We think it clear that the agreement not to compete here was one of the means used by petitioners to assure the purchasers that the entire good will of the petitioners in El Paso would be effectively conveyed to their successors who would thereafter occupy the same offices, have all the files and work papers and audits of their clients, together with the lease and the working tools not valued as tangibles, such as tax services systems and the like used in their practice.


There is nothing here inconsistent with the appellate court cases cited on behalf of the respondent. In Beal's Estate v. C.I.R., 2 Cir., 82 F.2d 268, there was a sale of the assets of a corporation, including the good will, and this was recognized by all to be a sale of good will; then there was a separate agreement by the taxpayers who were stockholders of the corporation, that they would not compete and a separate consideration was paid them for that. Such agreement was all they sold. They owned none of the good will of the corporation. The court there rightly considered that the payment they received for their agreement was for that alone and not for a sale of good will.


So, too, in C.I.R. v. Gazette Tel. Co., 10 Cir., 209 F.2d 926, an agreement was made for the purchase of stock in a newspaper publishing company. By acquiring the stock the purchasers would, of course, acquire all of the good will as well as all the other assets of the corporation. They also, however, exacted an agreement from the stockholders that they would not engage in the newspaper business for a restricted time in a certain area. Separate valuations were placed by the parties on the value of the stock and the value of the agreement, although a single payment was made for both. The court held the part received for the agreement not to compete was separable.

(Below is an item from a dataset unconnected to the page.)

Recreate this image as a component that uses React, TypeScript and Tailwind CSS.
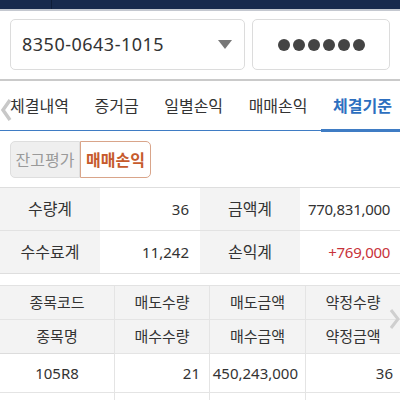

Salvage v. C.I.R., 2 Cir., 76 F.2d 112, dealt with a situation in which a corporation sold to its officer, the taxpayer, its own stock at less than its actual value in return for his agreement not to engage in a competitive business. Of course, in that case there was no sale of good will involved and it is therefore no authority for the respondent's contention here.


As to the Tax Court cases cited by the respondents, we think they are even less apposite here than those we have referred to above. We conclude that the payments made under the provisions of paragraphs III, IV, V, and VI of the contract were made to purchase the good will of the taxpayers and may thus be treated by them as for a sale of a capital asset. We do not deem this a reversal of the Tax Court on an issue of fact, but rather a conclusion based on an interpretation of the written contract in the light of undisputed oral testimony. Our power to review in such a case is as in Galena Oaks Corp. v. Scofield, 5 Cir., 218 F.2d 217.


Reversed and remanded for further proceedings not inconsistent with this opinion.